The Prinnies are armed with double machetes for close up slashing and when they leap into the air, the blades fire off an energy-like projectile attack that strikes at a 45 angle. They're also capable of performing light dashes, a double jump, and a butt bounce to stun enemies, and you better master these moves because you will need them all, which is easier said than done. Now get this, you cannot earn any extra lives during the course of the game no matter how many points you accumulate. The reason being is because the game begins you with 1000 lives, to reflect the 1000 Prinnies Etna sent on this ridiculous quest. Some people claim to have burned through every last one of them, and I find that to be quite believable, because it appears this game was assembled just to kill you repeatedly.
Prinny is indeed a throwback to the games of yester-millennium, as it relies on top notch platforming skill. The enemies are unforgiving and the later stages allow no room for error in jumps. I burned through between 6-10 lives before I could overcome a really tight jump only to come into another one. Thankfully, the stages contain various checkpoints so you can breath somewhat easier. I have to tell you, before I played this game, it had been years since my palms were so sweaty.
The six stages can be selected in any order and as you complete them the difficulty increases, you will notice this especially after finishing the second stage, and by the time you make it to the 4th stage and beyond, the game will become a beast. There's no real pattern to choosing these stages either, if you decide to work your way in reverse order by beginning on stage 6, then stages 1 and 2 become the most difficult. This is the case in any order you choose, in addition, the set up of the stages changes dramatically by injecting more and different enemies, different obstacles, and even different bosses on some occasions. After completing the six stages, a couple more appear leading to the final battle.
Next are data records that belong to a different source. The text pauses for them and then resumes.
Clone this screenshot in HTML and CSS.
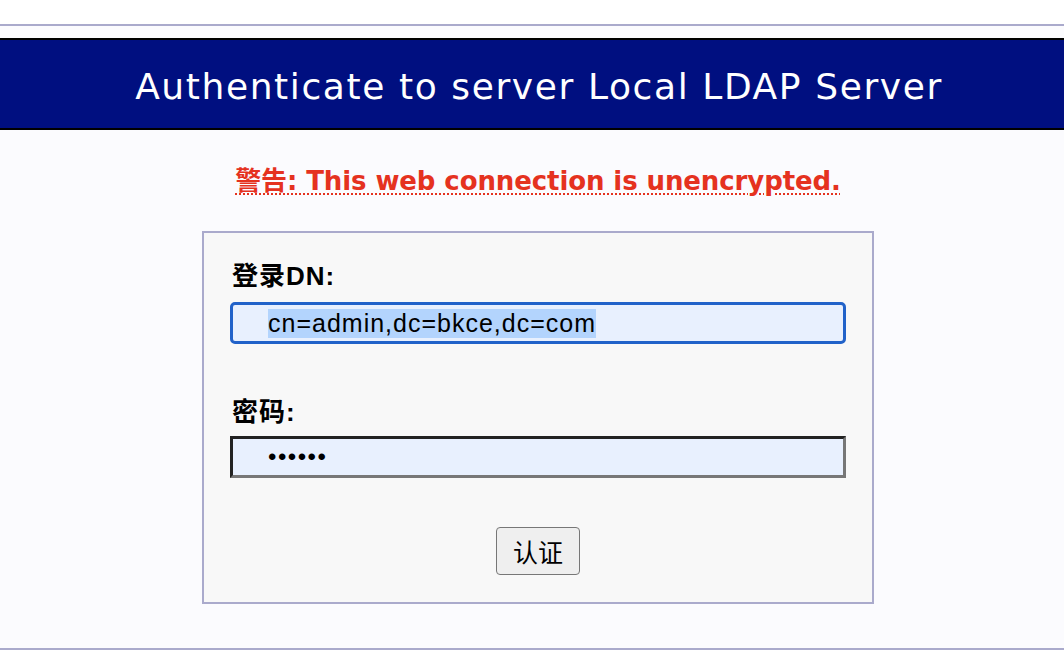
FILE: index.html
```html
<!DOCTYPE html>
<html lang="zh">
<head>
<meta charset="utf-8">
<title>Authenticate</title>
<link rel="stylesheet" href="styles.css">
</head>
<body>
<div class="topbar"></div>
<div class="page">
  <h1 class="header"><span class="header-text">Authenticate to server Local LDAP Server</span></h1>
  <div class="content">
    <p class="warning"><abbr class="warn-abbr">警告: This web connection is unencrypted.</abbr></p>
    <form class="login-box">
      <label class="field-label" for="dn">登录DN:</label>
      <input class="field dn-field" id="dn" type="text" value="cn=admin,dc=bkce,dc=com">
      <label class="field-label pw-label" for="pw">密码:</label>
      <input class="field pw-field" id="pw" type="password" value="secret">
      <div class="actions"><button class="submit" type="button">认证</button></div>
    </form>
  </div>
  <div class="bottom-line"></div>
</div>
<script src="script.js"></script>
</body>
</html>
```

FILE: styles.css
```css
html, body {
  margin: 0;
  padding: 0;
}
body {
  background: #fbfbfe;
  font-family: "Liberation Sans", "Noto Sans CJK SC", sans-serif;
  height: 650px;
  overflow: hidden;
}
.topbar {
  height: 24px;
  background: #ffffff;
  border-bottom: 2px solid #aaaacc;
}
.page {
  padding-top: 12px;
}
.header {
  margin: 0;
  background: #000f80;
  border-top: 2px solid #000;
  border-bottom: 2px solid #000;
  height: 88px;
  display: flex;
  align-items: center;
  justify-content: center;
  padding-left: 14px;
  color: #fff;
  font-family: "DejaVu Sans", "Noto Sans CJK SC", sans-serif;
  font-weight: normal;
  font-size: 36px;
  letter-spacing: 1.6px;
}
.header-text {
  position: relative;
  top: 2px;
}
.content {
  padding-left: 12px;
}
.warning {
  margin: 35px 0 0 0;
  text-align: center;
  color: #e5321f;
  font-family: "DejaVu Sans", "Noto Sans CJK SC", sans-serif;
  font-weight: bold;
  font-size: 26px;
  line-height: 32px;
  letter-spacing: -0.1px;
}
.warn-abbr {
  text-decoration: underline dotted;
  text-underline-offset: 3px;
  text-decoration-thickness: 2px;
}
.login-box {
  width: 616px;
  margin: 34px auto 0 auto;
  border: 2px solid #aaaacc;
  background: #f8f8f8;
  padding: 29px 26px 27px 26px;
  display: flex;
  flex-direction: column;
}
.field-label {
  font-weight: bold;
  font-size: 26px;
  line-height: 28px;
  letter-spacing: 1px;
  color: #000;
  padding-left: 2px;
}
.field {
  box-sizing: border-box;
  width: 616px;
  height: 42px;
  margin: 12px 0 0 0;
  padding: 0 0 0 35px;
  background: #e8f0fe;
  font-family: "Liberation Sans", sans-serif;
  font-size: 25px;
  letter-spacing: 1px;
  color: #000;
  outline: none;
}
.dn-field {
  border: 3px solid #2162c9;
  border-radius: 5px;
}
.dn-field::selection {
  background: #b3d4fd;
  color: #000;
}
.pw-field {
  border-style: solid;
  border-width: 3px;
  border-color: #222 #777 #777 #222;
  border-radius: 0;
  margin-top: 10px;
  font-size: 24px;
  letter-spacing: 1.5px;
}
.pw-label {
  margin-top: 54px;
}
.actions {
  display: flex;
  justify-content: center;
  margin-top: 49px;
}
.submit {
  width: 84px;
  height: 48px;
  border: 1px solid #777;
  border-radius: 4px;
  background: #efefef;
  font-family: "Noto Sans CJK SC", sans-serif;
  font-size: 25px;
  color: #000;
  padding: 0;
}
.bottom-line {
  margin-top: 44px;
  border-bottom: 2px solid #aaaacc;
}
```

FILE: script.js
```js
var dn = document.getElementById('dn');
dn.focus();
dn.setSelectionRange(0, dn.value.length);
```
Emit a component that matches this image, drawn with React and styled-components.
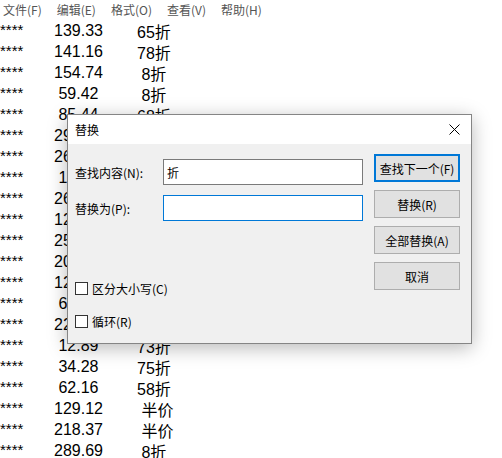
import React from 'react';
import styled, { createGlobalStyle } from 'styled-components';

const GlobalStyle = createGlobalStyle`
  html, body {
    margin: 0;
    padding: 0;
    background: #fff;
    overflow: hidden;
  }
  body {
    width: 502px;
    height: 458px;
  }
`;

const rows = [
  { num: '139.33', disc: '65折' },
  { num: '141.16', disc: '78折' },
  { num: '154.74', disc: ' 8折' },
  { num: ' 59.42', disc: ' 8折' },
  { num: ' 85.44', disc: '68折' },
  { num: '299.00', disc: '75折' },
  { num: '268.20', disc: '68折' },
  { num: ' 19.90', disc: '85折' },
  { num: '260.10', disc: '58折' },
  { num: '128.00', disc: '65折' },
  { num: '259.00', disc: '78折' },
  { num: '209.30', disc: ' 8折' },
  { num: '126.50', disc: '65折' },
  { num: ' 69.90', disc: '75折' },
  { num: '229.00', disc: '68折' },
  { num: ' 12.89', disc: '73折' },
  { num: ' 34.28', disc: '75折' },
  { num: ' 62.16', disc: '58折' },
  { num: '129.12', disc: ' 半价' },
  { num: '218.37', disc: ' 半价' },
  { num: '289.69', disc: ' 8折' },
];

const menus = ['文件(F)', '编辑(E)', '格式(O)', '查看(V)', '帮助(H)'];

const Window = styled.div`
  position: relative;
  width: 502px;
  height: 458px;
  background: #fff;
  overflow: hidden;
  font-family: "Liberation Sans", "Noto Sans CJK SC", sans-serif;
`;

const MenuBar = styled.div`
  display: flex;
  align-items: center;
  gap: 15px;
  height: 20px;
  padding: 0 0 0 3px;
  font-size: 12px;
  color: #555;
  font-family: "Noto Sans CJK SC", sans-serif;
`;

const MenuItem = styled.span`
  line-height: 18px;
`;

const Editor = styled.div`
  display: flex;
  flex-direction: column;
`;

const Line = styled.div`
  display: flex;
  height: 21px;
  align-items: center;
  font-size: 16px;
  color: #000;
  white-space: pre;
`;

const Stars = styled.span`
  width: 54px;
  font-size: 15px;
  align-self: flex-start;
  line-height: 20px;
`;

const Num = styled.span`
  width: 83px;
`;

const Dialog = styled.div`
  position: absolute;
  left: 67px;
  top: 114px;
  width: 405px;
  height: 230px;
  box-sizing: border-box;
  border: 1px solid #858585;
  background: #f0f0f0;
  box-shadow: 0 4px 18px rgba(0, 0, 0, 0.28);
  display: flex;
  flex-direction: column;
  font-family: "Noto Sans CJK SC", "Liberation Sans", sans-serif;
  font-size: 12px;
  color: #000;
`;

const TitleBar = styled.div`
  height: 29px;
  background: #fff;
  display: flex;
  align-items: center;
  justify-content: space-between;
  padding: 0 11px 0 7px;
`;

const Title = styled.span`
  font-size: 12px;
`;

const CloseIcon = () => (
  <svg width="11" height="11" viewBox="0 0 11 11">
    <path d="M0.5 0.5 L10.5 10.5 M10.5 0.5 L0.5 10.5" stroke="#000" strokeWidth="1" fill="none" />
  </svg>
);

const Body = styled.div`
  flex: 1;
  display: flex;
`;

const Form = styled.div`
  display: flex;
  flex-direction: column;
  padding-left: 7px;
`;

const Fields = styled.div`
  display: grid;
  grid-template-columns: 88px 200px;
  row-gap: 10px;
  margin-top: 15px;
  align-items: center;
`;

const Label = styled.label`
  font-size: 12px;
`;

const Input = styled.div`
  box-sizing: border-box;
  height: 26px;
  border: 1px solid ${p => (p.$focused ? '#0078d7' : '#7a7a7a')};
  background: #fff;
  padding-left: 3px;
  display: flex;
  align-items: center;
  font-size: 12px;
`;

const Checks = styled.div`
  display: flex;
  flex-direction: column;
  gap: 13px;
  margin-top: 57px;
`;

const CheckRow = styled.div`
  display: flex;
  align-items: center;
  gap: 4px;
  height: 20px;
`;

const Box = styled.span`
  box-sizing: border-box;
  width: 13px;
  height: 13px;
  border: 1px solid #333;
  background: #fff;
`;

const Buttons = styled.div`
  display: flex;
  flex-direction: column;
  gap: 8px;
  margin: 10px 0 0 11px;
`;

const Button = styled.div`
  box-sizing: border-box;
  width: 86px;
  height: 28px;
  display: flex;
  align-items: center;
  justify-content: center;
  background: #e1e1e1;
  border: ${p => (p.$default ? '2px solid #0078d7' : '1px solid #adadad')};
  font-size: 12px;
`;

export default function App() {
  return (
    <Window>
      <GlobalStyle />
      <MenuBar>
        {menus.map(m => <MenuItem key={m}>{m}</MenuItem>)}
      </MenuBar>
      <Editor>
        {rows.map((r, i) => (
          <Line key={i}>
            <Stars>****</Stars>
            <Num>{r.num}</Num>
            <span>{r.disc}</span>
          </Line>
        ))}
      </Editor>

      <Dialog>
        <TitleBar>
          <Title>替换</Title>
          <CloseIcon />
        </TitleBar>
        <Body>
          <Form>
            <Fields>
              <Label>查找内容(N):</Label>
              <Input>折</Input>
              <Label>替换为(P):</Label>
              <Input $focused />
            </Fields>
            <Checks>
              <CheckRow><Box />区分大小写(C)</CheckRow>
              <CheckRow><Box />循环(R)</CheckRow>
            </Checks>
          </Form>
          <Buttons>
            <Button $default>查找下一个(F)</Button>
            <Button>替换(R)</Button>
            <Button>全部替换(A)</Button>
            <Button>取消</Button>
          </Buttons>
        </Body>
      </Dialog>
    </Window>
  );
}
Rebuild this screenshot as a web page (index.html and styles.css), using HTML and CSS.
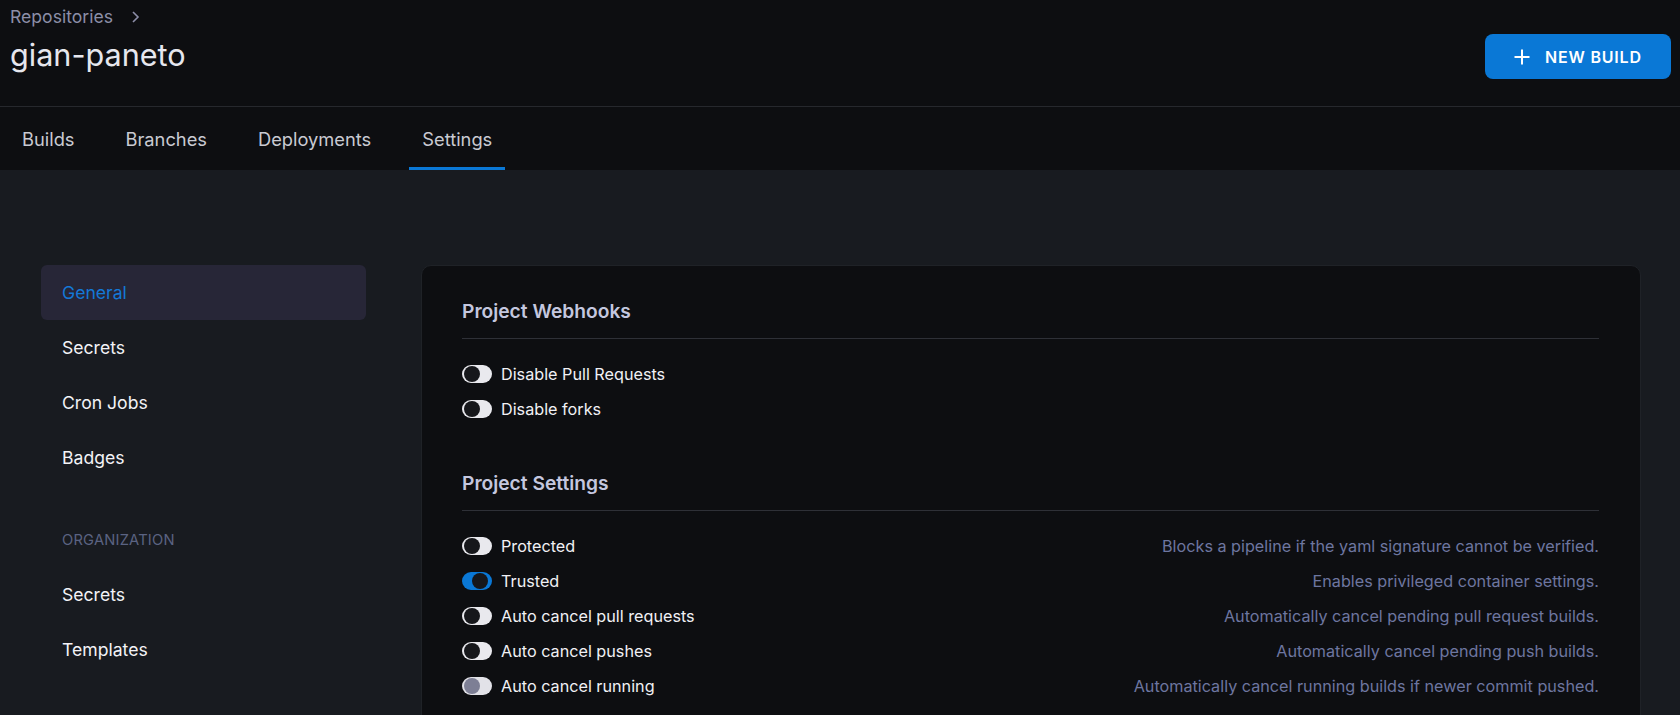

The enemies you encounter vary across the stages, but for the most part you battle rifle and cannon toting hogs, along with archers, violent evil spirits, and ninjas. The placement of these very aggressive enemies make them far more dangerous than what they already are. Some of them will even pursue you in an attempt to escape them, so dealing with them is a must on numerous occasions.
The boss battles... Well, there are probably about 2-3 I considered to be a cakewalk, and to date, I haven't been killed by these bosses yet because their patterns were so easy to figure out. However, there are some I burned through quite a bit of lives trying to figure out their scheme. The final boss killed me 25 times and I know of people to burn through their last remaining lives fighting him, which were somewhere in the hundreds.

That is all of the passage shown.